Hence the last four of these seven churches with their particular traits will continue on till the time of the Lord’s coming. This is not meant to signify, however, that these four were to be raised up simultaneously and to continue on together till the coming of the Lord. The church of Thyatira is raised up, then the church in Sardis is raised up, followed by the church in Philadelphia, and after that the church in Laodicea. The ones raised up earlier among these four will not disappear when the later ones arrive; rather, they all are to exist until the Lord’s return. In other words, their being raised up is at different times but their termination shall all happen at the same time.
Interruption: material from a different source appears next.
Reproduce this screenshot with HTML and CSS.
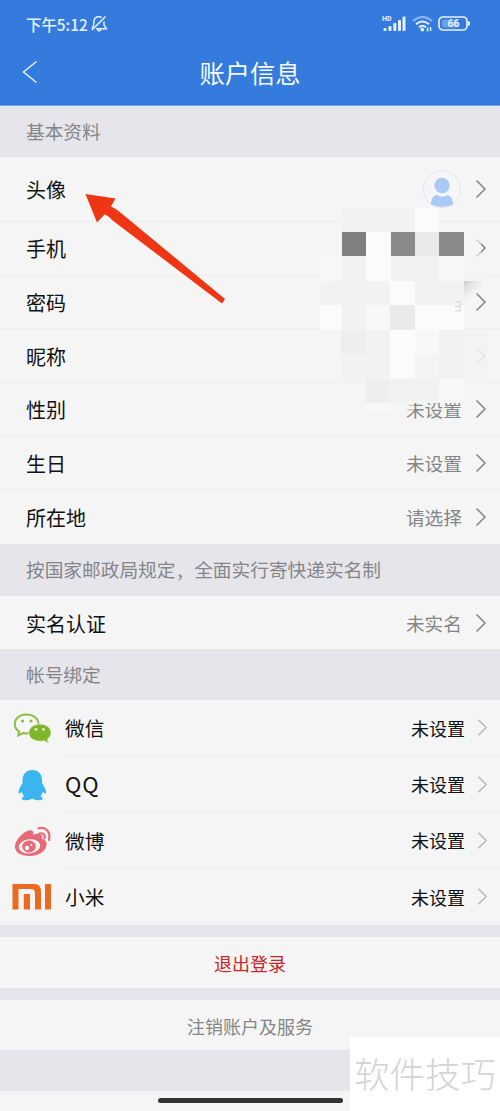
FILE: index.html
```html
<!DOCTYPE html>
<html lang="zh-CN">
<head>
<meta charset="utf-8">
<title>账户信息</title>
<link rel="stylesheet" href="styles.css">
</head>
<body>
<svg class="defs" width="0" height="0"><defs>
  <symbol id="chev" viewBox="0 0 12 20"><path d="M1.5 1.5 10 10 1.5 18.5" fill="none" stroke="currentColor" stroke-width="1.5"/></symbol>
</defs></svg>
<div class="screen">
  <header class="header">
    <div class="status">
      <span class="time">下午5:12</span>
      <svg class="bell" width="17" height="18" viewBox="0 0 17 18" fill="none" stroke="currentColor" stroke-width="1.500"><path d="M2.800 10V7C3 3.500 5 1.800 8 1.800q1.500 0 2.500.6M13 6.500V10l2.300 3.700H5M1 15 14.500 1.500M2.800 10 1 13.500"/><path d="M6 15q2.200 2.500 4.400 0z" fill="currentColor" stroke-width=".8"/></svg>
      <svg class="signal" width="26" height="18" viewBox="0 0 26 18" fill="currentColor"><text x="0" y="5.800" class="hd">HD</text><rect x="1.500" y="13" width="3" height="3" rx="1"/><rect x="6.500" y="11" width="3" height="5" rx="1"/><rect x="11.300" y="8" width="3" height="8" rx="1"/><rect x="16" y="5" width="3" height="11" rx="1"/><rect x="20.500" y="1.500" width="3" height="14.500" rx="1"/></svg>
      <svg class="wifi" width="22" height="18" viewBox="0 0 22 18" fill="none" stroke="currentColor" stroke-width="2"><path d="M1 6q9.500-8 19 0" opacity=".5"/><path d="M4 9.200q6.500-5.500 13 0M7 12.300q3.500-3 7 0"/><circle cx="10.300" cy="14.500" r="1.500" fill="currentColor" stroke-width="1"/><path d="M15.500 12.500v4M18.500 12v4" stroke-width="1.500"/></svg>
      <svg class="battery" width="33" height="18" viewBox="0 0 33 18" fill="none" stroke="currentColor"><rect x="1" y="2" width="28" height="13" rx="4" stroke-width="1.700"/><path d="M31 6.500v4" stroke-width="2"/><rect x="4" y="4.500" width="16" height="8" rx="2" fill="currentColor" stroke="none" opacity=".3"/><text x="15.500" y="12.300" class="pct">66</text></svg>
    </div>
    <div class="nav">
      <svg class="back" width="16" height="24" viewBox="0 0 16 24"><path d="M14.500 1.500 1.500 12l13 10.500" fill="none" stroke="currentColor" stroke-width="1.5"/></svg>
      <h1 class="title">账户信息</h1>
    </div>
  </header>

  <div class="section">基本资料</div>
  <div class="group">
    <div class="row tall"><span>头像</span><svg class="avatar" width="40" height="40" viewBox="0 0 40 40"><circle cx="20" cy="20" r="18.500" fill="#f6f6f8" stroke="#e5e5e8"/><circle cx="20" cy="16.500" r="7.700" fill="#a9caf5"/><path d="M9 35.500c0-6 3-9.500 6-9.500 3 2 7 2 10 0 3 0 6 3.500 6 9.500q-11 4.500-22 0z" fill="#a9caf5"/></svg><svg class="chev"><use href="#chev"/></svg></div>
    <div class="row"><span>手机</span><svg class="chev"><use href="#chev"/></svg></div>
    <div class="row"><span>密码</span><svg class="chev"><use href="#chev"/></svg></div>
    <div class="row"><span>昵称</span><svg class="chev"><use href="#chev"/></svg></div>
    <div class="row"><span>性别</span><span class="value">未设置</span><svg class="chev"><use href="#chev"/></svg></div>
    <div class="row"><span>生日</span><span class="value">未设置</span><svg class="chev"><use href="#chev"/></svg></div>
    <div class="row"><span>所在地</span><span class="value">请选择</span><svg class="chev"><use href="#chev"/></svg></div>
  </div>
  <div class="section notice">按国家邮政局规定<span class="comma">,</span>全面实行寄快递实名制</div>
  <div class="group single">
    <div class="row"><span>实名认证</span><span class="value">未实名</span><svg class="chev"><use href="#chev"/></svg></div>
  </div>
  <div class="section">帐号绑定</div>
  <div class="group binds">
    <div class="bind">
      <svg class="logo" width="40" height="36" viewBox="0 0 40 36"><path d="M14.500 4.500C7.500 4.500 2.800 8.500 2.800 14c0 3 1.500 5.800 4.200 7.500L6.300 25.500l4.700-2.500q3.300 .9 6.500 0C23 22 26.500 18.500 26.500 14c0-5.500-5-9.500-12-9.500z" fill="#f7f7f7" stroke="#8dbd43" stroke-width="2"/><circle cx="10.500" cy="11" r="1.600" fill="#8dbd43"/><circle cx="19" cy="11" r="1.600" fill="#8dbd43"/><path d="M28 14c-6.500 0-11.300 4-11.300 8.800s4.800 8.500 11.300 8.500q2 0 4-.5l4.500 2.500-1-4.200c2.300-1.500 3.700-3.800 3.700-6.300 0-4.800-4.700-8.800-11.200-8.800z" fill="#80b72a" stroke="#f5f5f5" stroke-width=".7"/><circle cx="24" cy="19.500" r="1.400" fill="#e5f2cd"/><circle cx="31.500" cy="19.500" r="1.400" fill="#e5f2cd"/></svg>
      <div class="bind-body"><span>微信</span><span class="state">未设置</span><svg class="chev"><use href="#chev"/></svg></div>
    </div>
    <div class="bind">
      <svg class="logo" width="40" height="36" viewBox="0 0 40 36"><path d="M20.300 3C14 3 10.500 7.500 10.500 13.500v3C8 20 6 23.500 6.800 26.300c.6.900 2-.3 3-1.500.4 2 1.300 3.400 2.500 4.500-2 .8-3 1.800-2.200 2.900 1.500 1.800 8 1.300 10.200-.6 2.200 1.900 8.700 2.400 10.200.6.800-1.100-.2-2.100-2.200-2.900 1.200-1.100 2.100-2.500 2.500-4.500 1 1.200 2.400 2.400 3 1.500.8-2.800-1.200-6.300-3.700-9.800v-3C30.100 7.500 26.600 3 20.300 3z" fill="#3ab5ef"/></svg>
      <div class="bind-body"><span class="latin">QQ</span><span class="state">未设置</span><svg class="chev"><use href="#chev"/></svg></div>
    </div>
    <div class="bind">
      <svg class="logo" width="40" height="36" viewBox="0 0 40 36"><path d="M17 7.500c3.500-.7 5 1.500 4 4.300 5-2 10.500-1.500 9 3.900 3.500 1 5 3 4.500 6.300C33.500 29 26 33 17.500 33 9 33 3 29.500 3 23.500 3 17 11 8.700 17 7.500z" fill="#e66b78"/><ellipse cx="17.500" cy="23.300" rx="10.800" ry="7" transform="rotate(-7 17.500 23.300)" fill="#f9f2f3"/><ellipse cx="17" cy="23.500" rx="6.800" ry="6" fill="#e66b78"/><circle cx="15" cy="25" r="2.200" fill="#fff"/><circle cx="19.300" cy="22" r="1" fill="#fff"/><path d="M27.500 10.500c4-1 6 1.500 5 5M26.500 5.300c7.500-1.800 12.500 3.700 10.500 11.700" fill="none" stroke="#e66b78" stroke-width="2.200" stroke-linecap="round"/></svg>
      <div class="bind-body"><span>微博</span><span class="state">未设置</span><svg class="chev"><use href="#chev"/></svg></div>
    </div>
    <div class="bind">
      <svg class="logo" width="40" height="36" viewBox="0 0 40 36" fill="#ea6b20"><path d="M.5 5H22q7 0 7 7v18.500h-6V14q0-4-4-4H6.500v20.500h-6zM11.800 15H18v15.500h-6.200zM33 5h6v25.500h-6z"/></svg>
      <div class="bind-body"><span>小米</span><span class="state">未设置</span><svg class="chev"><use href="#chev"/></svg></div>
    </div>
  </div>
  <div class="action logout">退出登录</div>
  <div class="action cancel">注销账户及服务</div>
  <div class="bottom"><i class="home"></i></div>

  <svg class="mosaic" width="180" height="220" viewBox="320 207 180 220">
    <defs><linearGradient id="shade" x1="0" y1="0" x2=".7" y2=".8"><stop stop-color="#c8c8c8"/><stop offset="1" stop-color="#f5f5f5" stop-opacity="0"/></linearGradient></defs>
    <path fill="#f2f2f2" d="M341 208h74v24h49v73h-49v98h-49v-24h-25v-74h-20v-24h20z"/>
    <path fill="#f4f4f4" d="M415 305h49v98h-49z"/>
    <path fill="#f4f4f4" opacity=".65" d="M464 232h17v49h-17z"/>
    <path fill="#f2f2f2" opacity=".88" d="M464 330h24v49h-24z"/>
    <path fill="#fbfbfb" d="M415 208h24v24h-24zM366 232h25v49h-25zM390 281h25v24h-25zM320 305h22v25h-22zM415 305h49v25h-49zM390 330h25v49h-25z"/>
    <path fill="#f8f8f8" d="M320 256h22v25h-22zM439 256h25v25h-25zM366 305h24v25h-24zM415 330h24v24h-24zM366 403h24v8h-24zM439 379h25v21h-25z"/>
    <path fill="#eaeaea" d="M415 232h24v24h-24zM390 305h25v25h-25z"/>
    <path fill="#eeeeee" d="M341 330h25v24h-25zM366 379h24v24h-24z"/>
    <path fill="#f1f1f1" d="M439 330h25v49h-25zM390 379h49v22h-49z"/>
    <path fill="#808080" d="M342 232h24v24h-24z"/>
    <path fill="#8a8a8a" d="M391 232h24v24h-24zM439 232h25v24h-25z"/>
    <path fill="#f7f7f7" opacity=".6" d="M404 401h10v10h-10z"/>
    <path class="trace" d="M455 302h5v9h-5M455 306.500h5"/>
    <path fill="url(#shade)" d="M464 281h18v20h-18z"/>
  </svg>
  <svg class="arrow" width="142" height="112" viewBox="0 0 142 112"><path d="M.5 1 30.500 5.500 26 13.500Q31 15.500 36 20L140 106l-3 4.500L27 27Q22 21.500 19.500 21.500L12 29.500z" fill="#ee3514"/></svg>
  <div class="watermark">软件技巧</div>
</div>
</body>
</html>
```
FILE: styles.css
```css
* { box-sizing: border-box; }
body { margin: 0; font-family: "Noto Sans CJK SC", sans-serif; }
.defs { position: absolute; }
.screen { position: relative; width: 500px; height: 1111px; background: #e5e5eb; color: #111; overflow: hidden; display: flex; flex-direction: column; }
.screen svg { flex: none; }
.header { height: 106px; background: #347bdd; color: #e6f1ff; border-bottom: 1px solid #72a6e2; flex: none; }
.status { height: 46px; display: flex; align-items: center; padding: 2px 29px 0 26px; }
.time { font-size: 15.400px; font-weight: 500; line-height: 20px; white-space: nowrap; width: 65px; }
.signal { margin-left: auto; margin-right: 4px; }
.wifi { margin-right: 4px; }
.hd { font: bold 7px Roboto, sans-serif; }
.pct { font: bold 10.5px Roboto, sans-serif; fill: currentColor; stroke: none; text-anchor: middle; }
.nav { height: 52px; display: flex; align-items: center; padding: 0 22px; }
.title { flex: 1; margin: 0 16px 0 0; padding-bottom: 1px; text-align: center; font-size: 25.300px; font-weight: 400; line-height: 30px; color: #f5faff; }
.section { height: 51px; flex: none; padding-left: 26px; font-size: 18.700px; line-height: 49px; color: #858589; white-space: nowrap; }
.notice { height: 52px; display: flex; }
.comma { width: 18.700px; padding-left: 2px; }
.group { background: #f5f5f5; flex: none; }
.row { height: 53.700px; display: flex; align-items: center; padding: 0 13px 0 26px; font-size: 20px; line-height: 30px; border-bottom: 1px solid #eeeeef; }
.tall { height: 65px; }
.row:last-child { border-bottom: 0; }
.single .row { height: 53px; }
.row .chev { color: #858585; margin-left: 13px; }
.chev { width: 12px; height: 20px; margin-left: auto; }
.row > span:first-child { margin-right: auto; padding-top: 2px; }
.value { font-size: 18.700px; color: #858585; }
.bind { height: 56.250px; display: flex; align-items: center; padding-left: 12px; }
.bind-body { flex: 1; height: 100%; margin-left: 13px; padding-right: 12px; display: flex; align-items: center; font-size: 19.700px; border-bottom: 1px solid #ededee; }
.bind:last-child .bind-body { border: 0; padding-bottom: 1px; }
.latin { font-size: 22px; letter-spacing: 1px; padding-bottom: 2px; }
.state { margin-left: auto; font-size: 18px; }
.bind .chev { width: 11px; height: 19px; margin-left: 12px; color: #b7b7b7; }
.action { height: 50.500px; flex: none; margin-top: 12px; background: #f5f5f5; text-align: center; font-size: 18px; line-height: 52px; }
.logout { color: #c72528; }
.cancel { color: #858585; }
.bottom { margin-top: auto; height: 20px; background: #f5f5f5; display: flex; justify-content: center; padding-top: 7px; }
.home { width: 185px; height: 5px; border-radius: 3px; background: #333337; }
.mosaic { position: absolute; left: 320px; top: 207px; }
.trace { fill: none; stroke: #d3d3d3; }
.arrow { position: absolute; left: 85px; top: 193px; }
.watermark { position: absolute; right: 0; bottom: 0; width: 150px; height: 74px; background: #fff; color: #d4d4d4; font-size: 35.500px; font-weight: 300; line-height: 72px; padding-left: 4px; white-space: nowrap; }
```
At the very outset we mentioned that the main purpose in our studying the Book of Revelation is to know who Jesus Christ is. If we therefore have any ambition in spiritual things, that ambition is to be one and one only—namely, to seek to know the Lord with those who also know Him. But knowing the Lord is not an empty word. No one who truly knows Him will fail to fall at His feet. And only he who prostrates himself before the Lord shall be entrusted by Him with spiritual responsibility. Let me then ask you, How about your knowing the Lord? What is your burden for the church of God? If you are faithful, and hold on to what you have, and stand firm in faith, you shall shine as the stars of heaven and shall become useful vessels in the Lord’s right hand.